**Task prompt**
Among the lines below, how many carry the string "this"? Reply with a number and nothing else.
________________________
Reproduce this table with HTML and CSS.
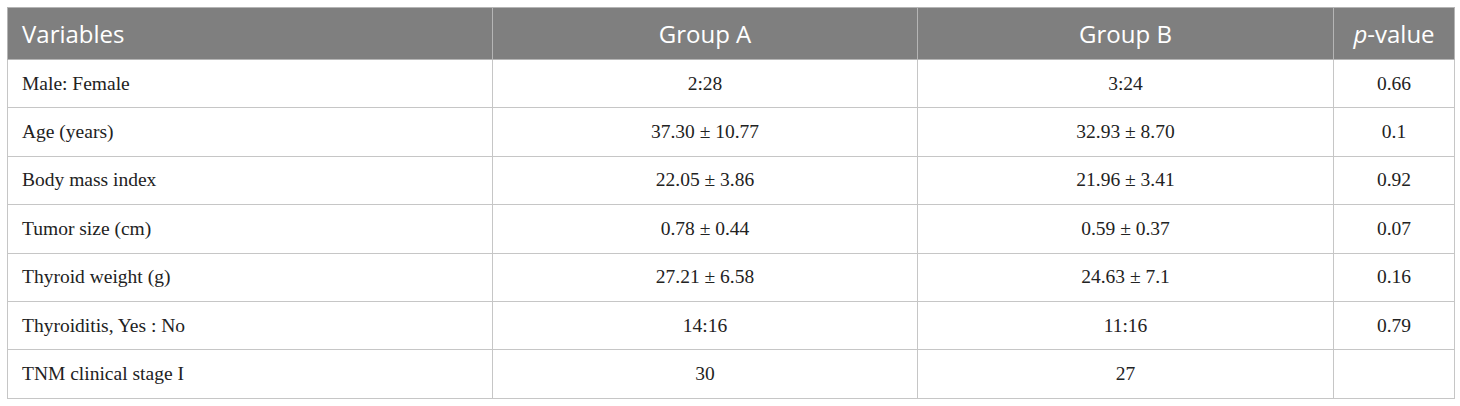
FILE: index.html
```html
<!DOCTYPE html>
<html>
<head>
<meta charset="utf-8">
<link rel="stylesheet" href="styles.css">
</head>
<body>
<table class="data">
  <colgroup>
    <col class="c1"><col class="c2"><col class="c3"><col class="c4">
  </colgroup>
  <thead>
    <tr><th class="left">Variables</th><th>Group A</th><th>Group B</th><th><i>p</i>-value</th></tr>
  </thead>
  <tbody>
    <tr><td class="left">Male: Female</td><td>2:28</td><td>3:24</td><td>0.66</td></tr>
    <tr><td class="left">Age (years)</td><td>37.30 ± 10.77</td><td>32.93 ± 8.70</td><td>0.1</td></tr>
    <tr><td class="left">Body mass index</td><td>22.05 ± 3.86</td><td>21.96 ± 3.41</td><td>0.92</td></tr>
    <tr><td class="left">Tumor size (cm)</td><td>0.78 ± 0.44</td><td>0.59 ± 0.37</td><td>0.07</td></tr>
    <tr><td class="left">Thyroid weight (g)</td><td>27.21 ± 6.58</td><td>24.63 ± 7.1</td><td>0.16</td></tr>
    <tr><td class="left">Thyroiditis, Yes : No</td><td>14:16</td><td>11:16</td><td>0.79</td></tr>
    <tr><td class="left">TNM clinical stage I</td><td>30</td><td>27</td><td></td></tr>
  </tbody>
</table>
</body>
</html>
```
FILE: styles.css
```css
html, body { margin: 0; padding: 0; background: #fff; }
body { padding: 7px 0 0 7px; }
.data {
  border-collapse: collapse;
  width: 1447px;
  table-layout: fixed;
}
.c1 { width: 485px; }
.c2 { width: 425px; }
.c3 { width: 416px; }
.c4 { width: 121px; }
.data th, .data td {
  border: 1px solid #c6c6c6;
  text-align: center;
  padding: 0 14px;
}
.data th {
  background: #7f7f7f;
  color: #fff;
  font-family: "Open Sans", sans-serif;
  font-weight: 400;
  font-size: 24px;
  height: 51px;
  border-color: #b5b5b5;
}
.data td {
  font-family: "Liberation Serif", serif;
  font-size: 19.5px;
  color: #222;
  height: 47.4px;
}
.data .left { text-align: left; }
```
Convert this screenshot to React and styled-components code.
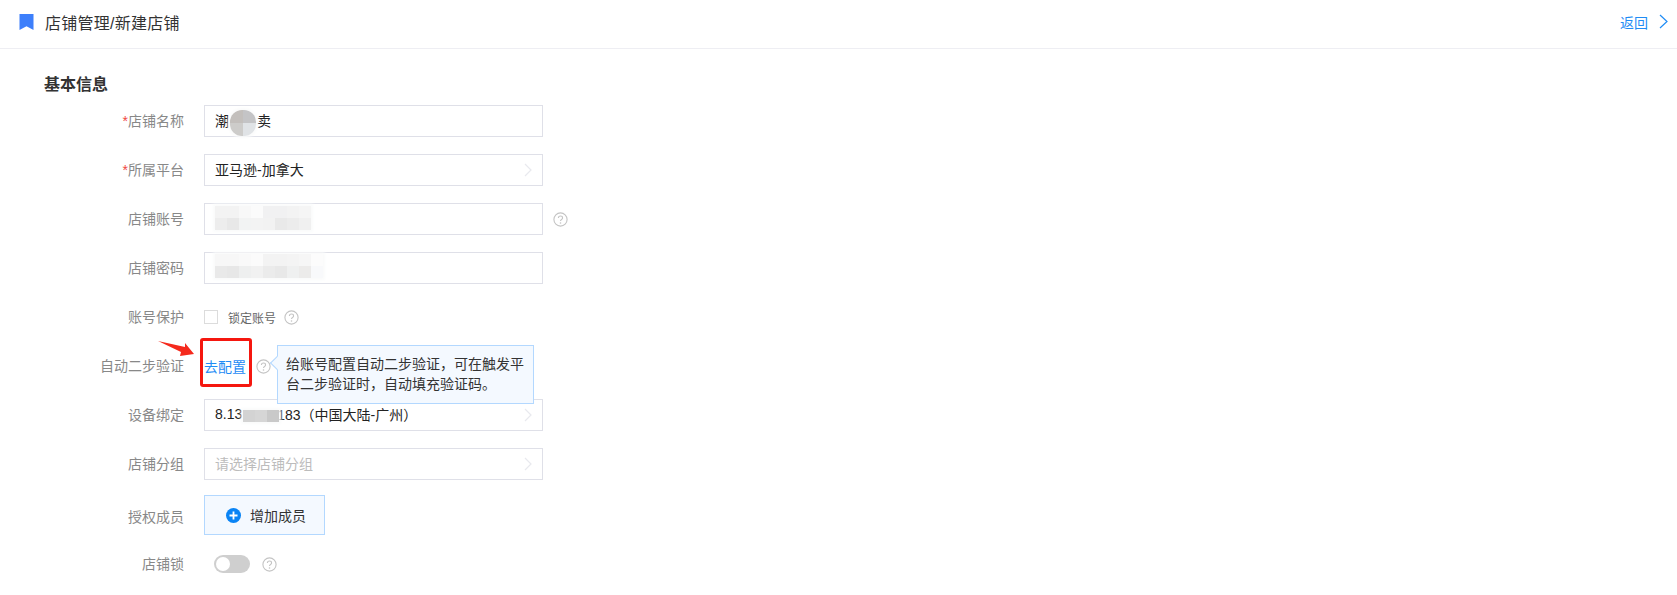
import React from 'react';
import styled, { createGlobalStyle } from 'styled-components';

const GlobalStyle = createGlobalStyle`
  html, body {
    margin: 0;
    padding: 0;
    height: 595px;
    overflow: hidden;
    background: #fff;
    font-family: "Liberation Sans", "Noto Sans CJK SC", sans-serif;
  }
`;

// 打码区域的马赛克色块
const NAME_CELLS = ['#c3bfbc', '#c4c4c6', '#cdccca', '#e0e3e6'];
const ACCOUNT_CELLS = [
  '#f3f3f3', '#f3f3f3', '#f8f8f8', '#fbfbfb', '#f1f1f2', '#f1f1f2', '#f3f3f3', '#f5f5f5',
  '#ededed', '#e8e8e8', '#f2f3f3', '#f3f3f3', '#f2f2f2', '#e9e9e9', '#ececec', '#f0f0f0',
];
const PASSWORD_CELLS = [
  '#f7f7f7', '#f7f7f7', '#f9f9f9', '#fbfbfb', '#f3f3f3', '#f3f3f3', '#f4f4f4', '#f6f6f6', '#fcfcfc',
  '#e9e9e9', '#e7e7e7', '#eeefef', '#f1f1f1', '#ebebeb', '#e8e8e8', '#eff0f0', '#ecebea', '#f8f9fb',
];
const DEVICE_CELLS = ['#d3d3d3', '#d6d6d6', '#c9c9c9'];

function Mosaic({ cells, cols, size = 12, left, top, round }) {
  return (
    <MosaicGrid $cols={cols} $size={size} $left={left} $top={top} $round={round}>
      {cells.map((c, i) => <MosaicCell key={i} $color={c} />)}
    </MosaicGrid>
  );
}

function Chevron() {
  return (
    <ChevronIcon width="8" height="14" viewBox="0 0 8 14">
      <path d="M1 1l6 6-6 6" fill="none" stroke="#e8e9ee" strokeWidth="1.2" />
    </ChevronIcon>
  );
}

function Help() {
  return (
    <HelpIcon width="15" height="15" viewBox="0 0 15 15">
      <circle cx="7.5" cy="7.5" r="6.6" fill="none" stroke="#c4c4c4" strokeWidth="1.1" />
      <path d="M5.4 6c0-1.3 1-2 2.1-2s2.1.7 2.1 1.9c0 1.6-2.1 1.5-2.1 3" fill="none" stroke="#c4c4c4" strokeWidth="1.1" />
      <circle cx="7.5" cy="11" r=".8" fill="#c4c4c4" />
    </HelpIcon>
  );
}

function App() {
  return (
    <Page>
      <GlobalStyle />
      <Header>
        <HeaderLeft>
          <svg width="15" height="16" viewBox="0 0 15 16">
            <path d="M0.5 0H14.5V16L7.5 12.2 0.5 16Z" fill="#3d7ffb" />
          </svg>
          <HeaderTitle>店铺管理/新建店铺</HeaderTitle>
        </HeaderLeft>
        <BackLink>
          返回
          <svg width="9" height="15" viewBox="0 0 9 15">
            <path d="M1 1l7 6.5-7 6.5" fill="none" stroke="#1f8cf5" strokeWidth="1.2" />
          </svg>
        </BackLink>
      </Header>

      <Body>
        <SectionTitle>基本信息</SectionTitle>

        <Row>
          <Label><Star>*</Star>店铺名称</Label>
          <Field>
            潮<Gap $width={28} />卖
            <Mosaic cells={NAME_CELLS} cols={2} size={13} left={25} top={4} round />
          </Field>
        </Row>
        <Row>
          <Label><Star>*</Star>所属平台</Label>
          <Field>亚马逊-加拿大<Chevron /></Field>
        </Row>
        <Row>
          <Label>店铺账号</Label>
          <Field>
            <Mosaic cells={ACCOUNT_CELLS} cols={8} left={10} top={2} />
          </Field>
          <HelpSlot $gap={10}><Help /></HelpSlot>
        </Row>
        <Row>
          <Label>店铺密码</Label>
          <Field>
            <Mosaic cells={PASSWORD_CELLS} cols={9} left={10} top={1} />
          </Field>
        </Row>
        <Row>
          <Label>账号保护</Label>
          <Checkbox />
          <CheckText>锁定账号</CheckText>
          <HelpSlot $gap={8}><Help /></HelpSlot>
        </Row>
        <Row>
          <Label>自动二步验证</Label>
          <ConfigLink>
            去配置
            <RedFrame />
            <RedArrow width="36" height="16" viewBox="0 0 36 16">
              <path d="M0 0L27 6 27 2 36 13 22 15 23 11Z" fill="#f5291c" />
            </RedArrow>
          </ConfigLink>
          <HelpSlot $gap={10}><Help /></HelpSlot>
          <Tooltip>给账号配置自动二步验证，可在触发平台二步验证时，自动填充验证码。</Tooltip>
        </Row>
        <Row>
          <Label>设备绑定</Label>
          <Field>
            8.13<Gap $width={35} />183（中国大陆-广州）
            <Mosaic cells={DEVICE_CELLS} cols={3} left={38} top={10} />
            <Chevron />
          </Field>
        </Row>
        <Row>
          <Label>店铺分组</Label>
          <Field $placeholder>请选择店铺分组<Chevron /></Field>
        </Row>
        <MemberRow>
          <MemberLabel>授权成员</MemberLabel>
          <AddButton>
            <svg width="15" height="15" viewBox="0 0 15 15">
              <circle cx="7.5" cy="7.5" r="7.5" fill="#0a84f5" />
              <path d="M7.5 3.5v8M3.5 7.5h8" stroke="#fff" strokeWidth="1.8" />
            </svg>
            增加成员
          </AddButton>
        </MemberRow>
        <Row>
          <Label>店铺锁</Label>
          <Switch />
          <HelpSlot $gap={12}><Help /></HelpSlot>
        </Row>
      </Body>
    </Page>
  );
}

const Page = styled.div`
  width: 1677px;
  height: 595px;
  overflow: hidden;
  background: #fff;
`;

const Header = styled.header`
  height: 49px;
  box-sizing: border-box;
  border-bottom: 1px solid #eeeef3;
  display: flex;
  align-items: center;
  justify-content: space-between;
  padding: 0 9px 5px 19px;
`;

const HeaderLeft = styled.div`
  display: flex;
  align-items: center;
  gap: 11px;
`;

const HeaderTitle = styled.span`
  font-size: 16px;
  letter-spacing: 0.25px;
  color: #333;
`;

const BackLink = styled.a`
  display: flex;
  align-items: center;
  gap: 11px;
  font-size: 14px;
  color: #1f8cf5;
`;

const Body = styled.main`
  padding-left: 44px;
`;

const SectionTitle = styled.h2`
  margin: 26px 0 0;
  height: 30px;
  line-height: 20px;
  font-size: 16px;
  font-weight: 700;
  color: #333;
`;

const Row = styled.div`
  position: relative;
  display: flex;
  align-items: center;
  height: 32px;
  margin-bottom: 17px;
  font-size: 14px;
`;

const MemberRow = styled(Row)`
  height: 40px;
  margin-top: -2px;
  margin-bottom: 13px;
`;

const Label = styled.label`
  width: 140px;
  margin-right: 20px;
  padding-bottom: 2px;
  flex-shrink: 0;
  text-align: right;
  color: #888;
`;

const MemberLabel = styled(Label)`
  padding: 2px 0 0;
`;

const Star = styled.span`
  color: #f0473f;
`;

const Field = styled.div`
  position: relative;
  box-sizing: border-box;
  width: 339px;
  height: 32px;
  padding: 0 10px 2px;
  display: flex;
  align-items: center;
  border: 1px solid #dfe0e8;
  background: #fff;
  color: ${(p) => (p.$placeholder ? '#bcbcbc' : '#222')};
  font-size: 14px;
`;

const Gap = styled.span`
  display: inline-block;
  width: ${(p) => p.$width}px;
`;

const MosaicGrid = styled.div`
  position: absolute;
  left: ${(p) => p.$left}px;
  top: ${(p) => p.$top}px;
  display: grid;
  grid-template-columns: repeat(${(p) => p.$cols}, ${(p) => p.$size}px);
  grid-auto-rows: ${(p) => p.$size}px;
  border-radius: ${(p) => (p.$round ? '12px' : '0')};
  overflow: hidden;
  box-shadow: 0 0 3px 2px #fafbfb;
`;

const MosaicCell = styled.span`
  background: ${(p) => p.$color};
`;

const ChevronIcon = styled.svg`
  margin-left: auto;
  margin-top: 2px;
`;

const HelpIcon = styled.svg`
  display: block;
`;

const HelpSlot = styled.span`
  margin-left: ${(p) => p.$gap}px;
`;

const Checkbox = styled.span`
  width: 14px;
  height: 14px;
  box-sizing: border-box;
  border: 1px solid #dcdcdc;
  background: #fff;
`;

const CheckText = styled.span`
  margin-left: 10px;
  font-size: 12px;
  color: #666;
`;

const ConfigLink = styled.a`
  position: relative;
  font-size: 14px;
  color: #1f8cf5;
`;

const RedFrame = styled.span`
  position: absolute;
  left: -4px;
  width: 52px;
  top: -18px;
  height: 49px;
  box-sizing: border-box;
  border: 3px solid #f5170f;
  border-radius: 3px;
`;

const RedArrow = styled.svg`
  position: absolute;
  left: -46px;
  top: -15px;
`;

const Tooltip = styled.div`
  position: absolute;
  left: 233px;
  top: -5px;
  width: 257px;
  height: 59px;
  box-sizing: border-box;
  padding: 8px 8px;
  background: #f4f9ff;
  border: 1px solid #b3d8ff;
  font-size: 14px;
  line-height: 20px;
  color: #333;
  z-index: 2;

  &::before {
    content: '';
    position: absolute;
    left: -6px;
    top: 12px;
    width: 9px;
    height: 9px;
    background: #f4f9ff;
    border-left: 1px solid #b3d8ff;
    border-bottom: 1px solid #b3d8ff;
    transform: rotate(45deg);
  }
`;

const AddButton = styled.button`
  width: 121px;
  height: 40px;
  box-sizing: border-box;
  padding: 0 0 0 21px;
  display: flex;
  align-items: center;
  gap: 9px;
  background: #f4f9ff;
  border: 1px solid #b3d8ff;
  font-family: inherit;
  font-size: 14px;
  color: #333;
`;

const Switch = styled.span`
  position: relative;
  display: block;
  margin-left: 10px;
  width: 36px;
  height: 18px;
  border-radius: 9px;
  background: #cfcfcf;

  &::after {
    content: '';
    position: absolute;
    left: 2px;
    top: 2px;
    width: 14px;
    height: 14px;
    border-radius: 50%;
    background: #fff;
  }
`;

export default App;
________________________
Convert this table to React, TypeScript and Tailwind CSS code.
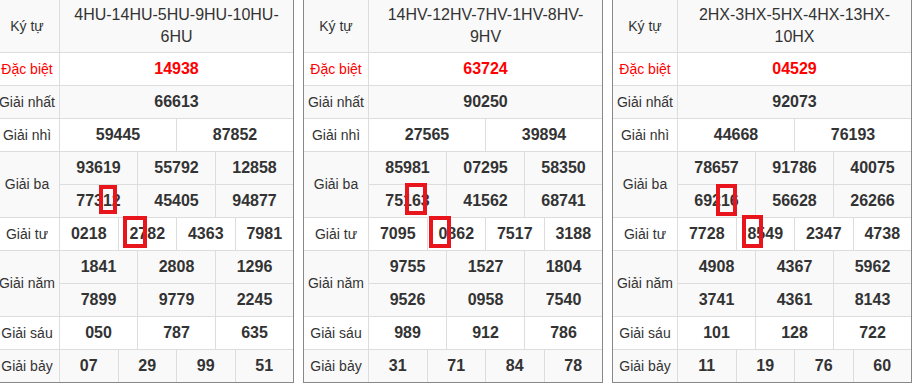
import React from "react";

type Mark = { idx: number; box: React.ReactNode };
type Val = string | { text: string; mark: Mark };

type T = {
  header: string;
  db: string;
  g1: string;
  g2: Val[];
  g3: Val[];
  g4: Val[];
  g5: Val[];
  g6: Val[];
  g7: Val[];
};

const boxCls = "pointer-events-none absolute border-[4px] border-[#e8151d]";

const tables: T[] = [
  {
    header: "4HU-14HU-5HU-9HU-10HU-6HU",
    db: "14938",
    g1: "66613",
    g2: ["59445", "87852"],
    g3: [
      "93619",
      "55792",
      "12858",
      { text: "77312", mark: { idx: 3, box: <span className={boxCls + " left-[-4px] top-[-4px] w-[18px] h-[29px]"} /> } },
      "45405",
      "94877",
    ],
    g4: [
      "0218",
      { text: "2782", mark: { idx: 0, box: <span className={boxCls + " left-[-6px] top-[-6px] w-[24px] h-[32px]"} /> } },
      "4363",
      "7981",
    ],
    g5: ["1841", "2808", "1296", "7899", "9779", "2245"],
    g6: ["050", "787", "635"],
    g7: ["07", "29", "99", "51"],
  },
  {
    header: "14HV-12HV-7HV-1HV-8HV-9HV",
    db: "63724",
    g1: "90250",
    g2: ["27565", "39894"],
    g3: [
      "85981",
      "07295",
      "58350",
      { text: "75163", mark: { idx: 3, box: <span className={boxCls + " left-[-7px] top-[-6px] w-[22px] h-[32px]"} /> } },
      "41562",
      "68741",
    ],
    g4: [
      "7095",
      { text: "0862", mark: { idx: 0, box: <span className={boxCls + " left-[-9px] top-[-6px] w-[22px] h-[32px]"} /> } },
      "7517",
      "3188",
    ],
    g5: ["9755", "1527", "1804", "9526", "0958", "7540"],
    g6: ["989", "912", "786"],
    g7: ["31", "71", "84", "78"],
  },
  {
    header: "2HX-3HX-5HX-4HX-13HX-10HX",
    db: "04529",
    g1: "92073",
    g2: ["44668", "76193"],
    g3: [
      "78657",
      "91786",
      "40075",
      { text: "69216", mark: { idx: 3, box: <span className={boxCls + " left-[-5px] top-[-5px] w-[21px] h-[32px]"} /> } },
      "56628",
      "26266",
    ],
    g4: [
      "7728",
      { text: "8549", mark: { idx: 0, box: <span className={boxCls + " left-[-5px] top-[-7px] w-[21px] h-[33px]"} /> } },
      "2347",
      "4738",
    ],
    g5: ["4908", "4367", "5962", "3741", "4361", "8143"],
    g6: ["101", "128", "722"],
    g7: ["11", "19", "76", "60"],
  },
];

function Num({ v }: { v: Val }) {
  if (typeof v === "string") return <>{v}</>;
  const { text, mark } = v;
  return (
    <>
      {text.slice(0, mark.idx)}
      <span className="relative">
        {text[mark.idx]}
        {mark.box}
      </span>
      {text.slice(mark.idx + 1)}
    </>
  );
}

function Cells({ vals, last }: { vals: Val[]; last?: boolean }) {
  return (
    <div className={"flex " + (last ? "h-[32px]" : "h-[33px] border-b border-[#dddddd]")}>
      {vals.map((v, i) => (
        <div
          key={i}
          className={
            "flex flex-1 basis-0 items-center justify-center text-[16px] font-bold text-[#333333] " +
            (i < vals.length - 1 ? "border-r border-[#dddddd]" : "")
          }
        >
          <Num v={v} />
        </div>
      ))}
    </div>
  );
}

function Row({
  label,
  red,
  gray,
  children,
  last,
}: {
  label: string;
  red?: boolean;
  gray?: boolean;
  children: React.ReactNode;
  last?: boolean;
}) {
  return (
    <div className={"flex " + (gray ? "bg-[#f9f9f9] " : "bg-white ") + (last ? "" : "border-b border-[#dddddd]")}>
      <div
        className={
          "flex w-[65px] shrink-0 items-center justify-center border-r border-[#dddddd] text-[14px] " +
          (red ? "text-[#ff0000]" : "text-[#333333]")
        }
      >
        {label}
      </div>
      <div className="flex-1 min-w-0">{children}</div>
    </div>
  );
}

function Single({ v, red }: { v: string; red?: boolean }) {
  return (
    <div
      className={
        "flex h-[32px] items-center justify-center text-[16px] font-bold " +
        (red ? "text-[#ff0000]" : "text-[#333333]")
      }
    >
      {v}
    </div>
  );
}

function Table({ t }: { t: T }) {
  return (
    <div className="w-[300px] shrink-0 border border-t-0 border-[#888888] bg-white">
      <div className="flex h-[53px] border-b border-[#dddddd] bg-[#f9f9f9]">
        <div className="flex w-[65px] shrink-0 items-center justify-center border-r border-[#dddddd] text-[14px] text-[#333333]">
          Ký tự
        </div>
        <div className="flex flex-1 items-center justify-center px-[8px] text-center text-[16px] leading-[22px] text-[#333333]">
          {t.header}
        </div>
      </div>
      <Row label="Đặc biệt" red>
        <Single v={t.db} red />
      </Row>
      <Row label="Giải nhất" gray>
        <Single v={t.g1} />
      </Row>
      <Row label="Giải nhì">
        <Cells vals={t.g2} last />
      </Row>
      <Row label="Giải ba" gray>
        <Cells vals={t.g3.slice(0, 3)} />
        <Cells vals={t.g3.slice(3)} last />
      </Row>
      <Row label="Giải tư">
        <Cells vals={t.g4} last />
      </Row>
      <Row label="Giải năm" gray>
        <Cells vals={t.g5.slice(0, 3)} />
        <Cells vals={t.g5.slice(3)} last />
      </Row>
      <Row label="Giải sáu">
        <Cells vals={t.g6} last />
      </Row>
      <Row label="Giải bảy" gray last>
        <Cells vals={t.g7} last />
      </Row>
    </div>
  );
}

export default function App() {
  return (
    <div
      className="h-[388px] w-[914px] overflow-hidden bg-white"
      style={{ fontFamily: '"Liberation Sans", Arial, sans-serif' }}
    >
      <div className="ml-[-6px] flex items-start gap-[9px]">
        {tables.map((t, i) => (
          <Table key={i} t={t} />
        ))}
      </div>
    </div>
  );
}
________________________
**Result of the task**
3